Friday, November 9, 2007

PC Auditing made simple

One of my favorite system administrator tools is AuditWizard from Layton Technology. I found it a few years back and used it at a previous employer. When I came to my present employer I bought a 50-computer license because they told me that's how many computers I would be supporting. I quickly upgraded that to a 100-computer license and finally to 500 computers.

One of the things I like about it is that I can keep a history of my inventory. Every system administrator knows that there are always a dozen or more PCs floating around that aren't in actual productive use at the moment. So even though we really only have 80 to 100 computers that are in use and that I support, I have records of 120 computers in my database.

Some have been pressed back into service as a quasi-server, others to an unused back office where they are used more as a Terminal Server client or for guests to check email. Most are sitting on the bench awaiting an upgrade or repair before being redeployed for some function or as a spare when someone has a failure. My point is that I know exactly what I have on hand.
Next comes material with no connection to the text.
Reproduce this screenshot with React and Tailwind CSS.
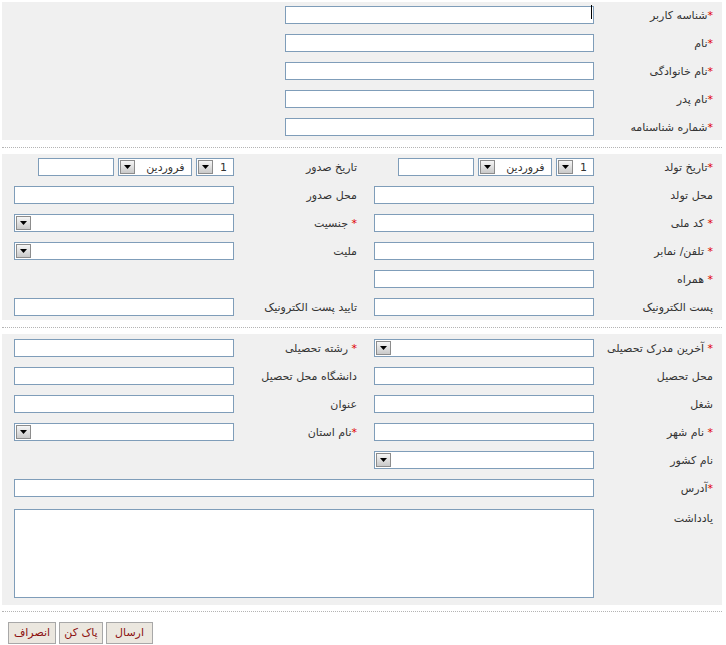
import React from 'react'

const font = { fontFamily: 'Tahoma, "DejaVu Sans", sans-serif' }

const Star = ({ space }) => (
    <span className="text-[#e00000]">{space ? '* ' : '*'}</span>
)

const Label = ({ text, req, space, wide }) => (
    <div className={wide ? 'w-[140px] shrink-0 pr-[17px] pt-[3px] text-[11px] text-[#333] whitespace-nowrap' : 'w-[128px] shrink-0 pr-[9px] pt-[3px] text-[11px] text-[#333] whitespace-nowrap'}>
        {req && <Star space={space} />}
        {text}
    </div>
)

const Field = ({ className }) => (
    <input className={'h-[18px] border border-[#7f9db9] bg-white outline-none shrink-0 ' + className} />
)

const Arrow = () => (
    <div className="w-[15px] h-[14px] ml-[1px] border border-[#8c8c8c] bg-gradient-to-b from-[#f6f6f6] to-[#c9c9c9] flex items-center justify-center shrink-0">
        <svg width="7" height="4" viewBox="0 0 7 4">
            <path d="M0 0h7L3.5 4z" fill="#000" />
        </svg>
    </div>
)

const Select = ({ className, value }) => (
    <div className={'h-[18px] border border-[#7f9db9] bg-white flex items-center justify-between shrink-0 ' + className}>
        <span className="pr-[6px] pt-[1px] text-[11px] text-[#333] leading-none">{value}</span>
        <Arrow />
    </div>
)

const DateGroup = () => (
    <div className="w-[220px] shrink-0 flex items-center justify-between pl-[24px]">
        <Select className="w-[38px]" value="1" />
        <Select className="w-[74px] mr-[4px]" value="فروردین" />
        <Field className="w-[76px] mr-[3px]" />
    </div>
)

const Row = ({ children }) => (
    <div className="h-[18px] flex items-center">{children}</div>
)

const Separator = ({ top, bottom }) => (
    <div className={'border-t border-dotted border-[#b4b4b4] ' + top + ' ' + bottom} />
)

export default function App() {
    return (
        <div dir="rtl" style={font} className="w-[726px] h-[645px] bg-white pr-[4px] pl-[2px] pt-[2px]">
            {/* identity */}
            <div className="bg-[#f0f0f0] pt-[4px] pb-[4px] flex flex-col gap-[10px]">
                <Row>
                    <Label text="شناسه کاربر" req />
                    <div className="relative">
                        <Field className="w-[309px]" />
                        <div className="absolute right-[2px] top-[2px] w-[1px] h-[14px] bg-black" />
                    </div>
                </Row>
                <Row><Label text="نام" req /><Field className="w-[309px]" /></Row>
                <Row><Label text="نام خانوادگی" req /><Field className="w-[309px]" /></Row>
                <Row><Label text="نام پدر" req /><Field className="w-[309px]" /></Row>
                <Row><Label text="شماره شناسنامه" req /><Field className="w-[309px]" /></Row>
            </div>

            <Separator top="mt-[7px]" bottom="mb-[6px]" />

            {/* personal */}
            <div className="bg-[#f0f0f0] pt-[4px] pb-[4px] flex flex-col gap-[10px]">
                <Row>
                    <Label text="تاریخ تولد" req />
                    <DateGroup />
                    <Label text="تاریخ صدور" wide />
                    <DateGroup />
                </Row>
                <Row>
                    <Label text="محل تولد" />
                    <Field className="w-[220px]" />
                    <Label text="محل صدور" wide />
                    <Field className="w-[220px]" />
                </Row>
                <Row>
                    <Label text="کد ملی" req space />
                    <Field className="w-[220px]" />
                    <Label text="جنسیت" req space wide />
                    <Select className="w-[220px]" value="" />
                </Row>
                <Row>
                    <Label text="تلفن/ نمابر" req space />
                    <Field className="w-[220px]" />
                    <Label text="ملیت" wide />
                    <Select className="w-[220px]" value="" />
                </Row>
                <Row>
                    <Label text="همراه" req space />
                    <Field className="w-[220px]" />
                </Row>
                <Row>
                    <Label text="پست الکترونیک" />
                    <Field className="w-[220px]" />
                    <Label text="تایید پست الکترونیک" wide />
                    <Field className="w-[220px]" />
                </Row>
            </div>

            <Separator top="mt-[7px]" bottom="mb-[6px]" />

            {/* education & address */}
            <div className="bg-[#f0f0f0] pt-[5px] pb-[7px] flex flex-col gap-[10px]">
                <Row>
                    <Label text="آخرین مدرک تحصیلی" req space />
                    <Select className="w-[220px]" value="" />
                    <Label text="رشته تحصیلی" req space wide />
                    <Field className="w-[220px]" />
                </Row>
                <Row>
                    <Label text="محل تحصیل" />
                    <Field className="w-[220px]" />
                    <Label text="دانشگاه محل تحصیل" wide />
                    <Field className="w-[220px]" />
                </Row>
                <Row>
                    <Label text="شغل" />
                    <Field className="w-[220px]" />
                    <Label text="عنوان" wide />
                    <Field className="w-[220px]" />
                </Row>
                <Row>
                    <Label text="نام شهر" req space />
                    <Field className="w-[220px]" />
                    <Label text="نام استان" req wide />
                    <Select className="w-[220px]" value="" />
                </Row>
                <Row>
                    <Label text="نام کشور" />
                    <Select className="w-[220px]" value="" />
                </Row>
                <Row>
                    <Label text="آدرس" req />
                    <Field className="w-[580px]" />
                </Row>
                <div className="flex items-start mt-[2px]">
                    <div className="w-[128px] shrink-0 pr-[9px] pt-[2px] text-[11px] text-[#333]">یادداشت</div>
                    <textarea className="w-[580px] h-[89px] border border-[#7f9db9] bg-white outline-none resize-none" />
                </div>
            </div>

            <Separator top="mt-[6px]" bottom="mb-[10px]" />

            {/* actions */}
            <div dir="ltr" className="flex gap-[3px] pl-[6px]">
                <button className="h-[22px] w-[48px] border border-[#a8a8a8] bg-[#ebe7df] text-[11px] text-[#8b1010]">انصراف</button>
                <button className="h-[22px] w-[44px] border border-[#a8a8a8] bg-[#ebe7df] text-[11px] text-[#8b1010]">پاک کن</button>
                <button className="h-[22px] w-[47px] border border-[#a8a8a8] bg-[#ebe7df] text-[11px] text-[#8b1010]">ارسال</button>
            </div>
        </div>
    )
}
How does it work? Quite simply. The software is installed in a public folder on a server that can be reached by all workstations no matter what location or subnet they are on. I then modify the network logon script to require every workstation to run the auditing software in the background upon bootup. Yes, it adds about 5-10 seconds to the boot process but is well worth the annoyance to me.
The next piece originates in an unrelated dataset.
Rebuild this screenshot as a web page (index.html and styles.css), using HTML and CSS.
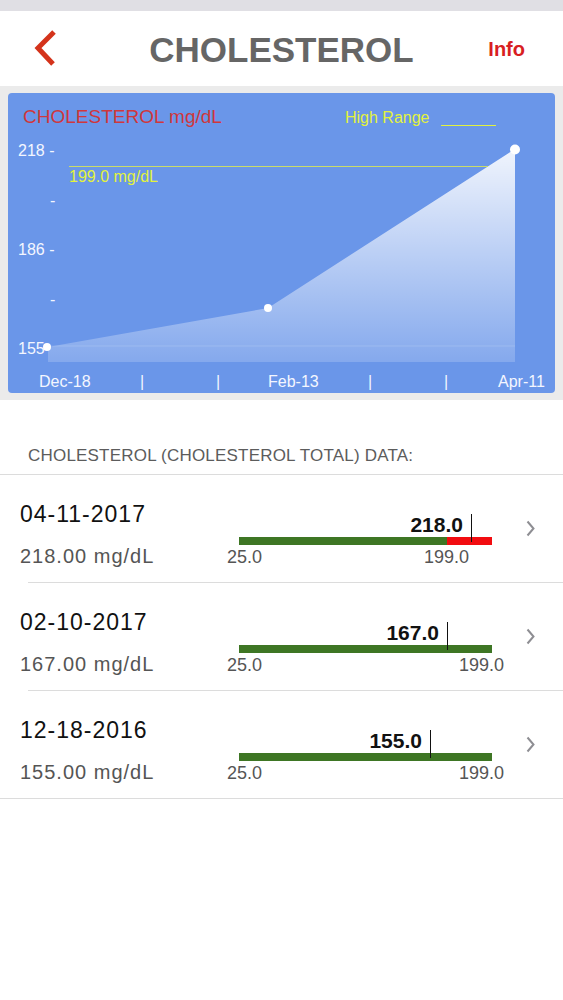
FILE: index.html
```html
<!DOCTYPE html>
<html lang="en">
<head>
<meta charset="UTF-8">
<meta name="viewport" content="width=device-width, initial-scale=1.0">
<title>Cholesterol</title>
<link rel="stylesheet" href="styles.css">
</head>
<body>
	<div class="status"></div>

	<div class="nav">
		<a class="back" href="#">
			<svg width="24" height="40" viewBox="0 0 24 40"><polyline points="20,6 4,22 19,38" fill="none" stroke="#d4331b" stroke-width="5"/></svg>
		</a>
		<div class="title">CHOLESTEROL</div>
		<a class="info" href="#">Info</a>
	</div>

	<div class="chart-box">
		<div class="panel">
			<svg class="chart" width="547" height="300" viewBox="0 0 547 300">
				<defs>
					<linearGradient id="fillGrad" x1="0" y1="56" x2="0" y2="269" gradientUnits="userSpaceOnUse">
						<stop offset="0" stop-color="#fff" stop-opacity="0.9"/>
						<stop offset="1" stop-color="#fff" stop-opacity="0.18"/>
					</linearGradient>
				</defs>
				<!-- area -->
				<polygon points="40,254 260,215 507,56 507,269 40,269" fill="url(#fillGrad)"/>
				<line x1="40" y1="253" x2="507" y2="253" stroke="#fff" stroke-opacity="0.15"/>
				<!-- high range -->
				<line x1="61" y1="73.5" x2="480" y2="73.5" stroke="#c9dc6a" stroke-width="1"/>
				<text class="hi" x="61" y="89">199.0 mg/dL</text>
				<!-- labels -->
				<text class="name" x="15" y="30">CHOLESTEROL mg/dL</text>
				<text class="hi" x="337" y="30">High Range</text>
				<line x1="433" y1="32.5" x2="488" y2="32.5" stroke="#e3f23c" stroke-width="1"/>
				<!-- y axis -->
				<text class="axis" x="10" y="63">218 -</text>
				<text class="axis" x="42" y="113">-</text>
				<text class="axis" x="10" y="162">186 -</text>
				<text class="axis" x="42" y="212">-</text>
				<text class="axis" x="10" y="261">155</text>
				<!-- points -->
				<circle cx="39" cy="254" r="4" fill="#fff"/>
				<circle cx="260" cy="215" r="4" fill="#fff"/>
				<circle cx="507" cy="56.5" r="5" fill="#fff"/>
				<!-- x axis -->
				<text class="axis" x="31" y="294">Dec-18</text>
				<text class="axis" x="134" y="294" text-anchor="middle">|</text>
				<text class="axis" x="210" y="294" text-anchor="middle">|</text>
				<text class="axis" x="260" y="294">Feb-13</text>
				<text class="axis" x="362" y="294" text-anchor="middle">|</text>
				<text class="axis" x="438" y="294" text-anchor="middle">|</text>
				<text class="axis" x="490" y="294">Apr-11</text>
			</svg>
		</div>
	</div>

	<div class="list-head">CHOLESTEROL (CHOLESTEROL TOTAL) DATA:</div>

	<ul class="rows">
		<li class="row">
			<div class="info-col">
				<div class="date">04-11-2017</div>
				<div class="amount">218.00 mg/dL</div>
			</div>
			<div class="gauge">
				<div class="bar"><div class="high" style="width: 45px"></div></div>
				<div class="mark" style="left: 244px"><span class="val">218.0</span></div>
				<span class="tick" style="left: 0">25.0</span>
				<span class="tick" style="left: 197px">199.0</span>
			</div>
			<svg class="chev" width="9" height="17" viewBox="0 0 9 17"><polyline points="1.5,1.5 7.5,8.5 1.5,15.5" fill="none" stroke="#8e8e93" stroke-width="2"/></svg>
		</li>
		<li class="row">
			<div class="info-col">
				<div class="date">02-10-2017</div>
				<div class="amount">167.00 mg/dL</div>
			</div>
			<div class="gauge">
				<div class="bar"></div>
				<div class="mark" style="left: 220px"><span class="val">167.0</span></div>
				<span class="tick" style="left: 0">25.0</span>
				<span class="tick" style="left: 232px">199.0</span>
			</div>
			<svg class="chev" width="9" height="17" viewBox="0 0 9 17"><polyline points="1.5,1.5 7.5,8.5 1.5,15.5" fill="none" stroke="#8e8e93" stroke-width="2"/></svg>
		</li>
		<li class="row">
			<div class="info-col">
				<div class="date">12-18-2016</div>
				<div class="amount">155.00 mg/dL</div>
			</div>
			<div class="gauge">
				<div class="bar"></div>
				<div class="mark" style="left: 203px"><span class="val">155.0</span></div>
				<span class="tick" style="left: 0">25.0</span>
				<span class="tick" style="left: 232px">199.0</span>
			</div>
			<svg class="chev" width="9" height="17" viewBox="0 0 9 17"><polyline points="1.5,1.5 7.5,8.5 1.5,15.5" fill="none" stroke="#8e8e93" stroke-width="2"/></svg>
		</li>
	</ul>
</body>
</html>
```

FILE: styles.css
```css
body {
	margin: 0;
	background: #fff;
	font-family: "Liberation Sans", Arial, sans-serif;
}
.status {
	height: 11px;
	background: #e0dfe4;
}
/* header */
.nav {
	height: 75px;
	display: grid;
	grid-template-columns: 1fr auto 1fr;
	align-items: start;
}
.back {
	justify-self: start;
	margin: 15px 0 0 34px;
	display: block;
	line-height: 0;
}
.title {
	margin-top: 19px;
	font-size: 35px;
	line-height: 40px;
	font-weight: bold;
	color: #666;
}
.info {
	justify-self: end;
	margin: 26px 38px 0 0;
	font-size: 20px;
	line-height: 24px;
	font-weight: bold;
	color: #d81e22;
	text-decoration: none;
}
/* chart */
.chart-box {
	background: #ebebeb;
	padding: 7px 8px;
}
.panel {
	height: 300px;
	background: #6a96e9;
	border-radius: 4px;
	overflow: hidden;
}
.chart {
	display: block;
	font-family: "Liberation Sans", Arial, sans-serif;
}
.chart .name {
	font-size: 19px;
	fill: #d0373c;
}
.chart .hi {
	font-size: 16px;
	fill: #e3f23c;
}
.chart .axis {
	font-size: 16px;
	fill: #f4f6ff;
}
/* list */
.list-head {
	height: 75px;
	box-sizing: border-box;
	padding: 46px 0 0 28px;
	border-bottom: 1px solid #dcdcdc;
	font-size: 17px;
	line-height: 20px;
	letter-spacing: 0.2px;
	color: #5c5c5c;
}
.rows {
	list-style: none;
	margin: 0;
	padding: 0;
}
.row {
	position: relative;
	display: flex;
	height: 108px;
	box-sizing: border-box;
	padding-left: 20px;
}
.row::after {
	content: '';
	position: absolute;
	left: 28px;
	right: 0;
	bottom: 0;
	height: 1px;
	background: #dcdcdc;
}
.row:last-child::after {
	left: 0;
}
.info-col {
	width: 207px;
	padding-top: 25px;
}
.date {
	font-size: 23px;
	line-height: 28px;
	letter-spacing: 1px;
	color: #111;
}
.amount {
	margin-top: 16px;
	font-size: 20px;
	line-height: 24px;
	letter-spacing: 1px;
	color: #555;
}
.gauge {
	position: relative;
	width: 278px;
	padding-top: 62px;
}
.bar {
	margin-left: 12px;
	width: 253px;
	height: 8px;
	background: #3e7624;
	display: flex;
	justify-content: flex-end;
}
.bar .high {
	height: 100%;
	background: #f20c10;
}
.mark {
	position: absolute;
	top: 39px;
	width: 1px;
	height: 28px;
	background: #111;
}
.mark .val {
	position: absolute;
	right: 9px;
	top: -1px;
	font-size: 21px;
	line-height: 24px;
	font-weight: bold;
	color: #111;
}
.tick {
	position: absolute;
	top: 72px;
	font-size: 18px;
	line-height: 21px;
	color: #555;
}
.chev {
	margin: 45px 0 0 21px;
	flex: none;
}
```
What does it do for me? It saves me hours and hours of work that I don't enjoy and on which I have a hard time keeping up. The automatic audit records just about everything about the computer you could possibly need to know - hardware configuration, software installed, serial numbers, web browser cache, network addresses, patch history and lots more.

I have a policy of installing corporate licenses of software when I need it. At the end of the year I take an inventory by simply running a report in Audit Wizard and noting the difference between how many licenses I have consumed and how many we own. Submit the report to management and after a little grumbling and a small purchase we are legit again. Licensing compliance has never been simpler.

I use it almost daily. The report generator is excellent but tends to add a lot of fluff by spreading things out over too many pages. So I export to Excel, tweak it a little and I can tell you at the push of a button which computers need to have their memory upgraded this month or which are running low on hard drive space. It's a pretty slick piece of software.

I checked out lots of different pieces of auditing software before I found this one. I highly recommend it. What do you think? What PC auditing software do you use?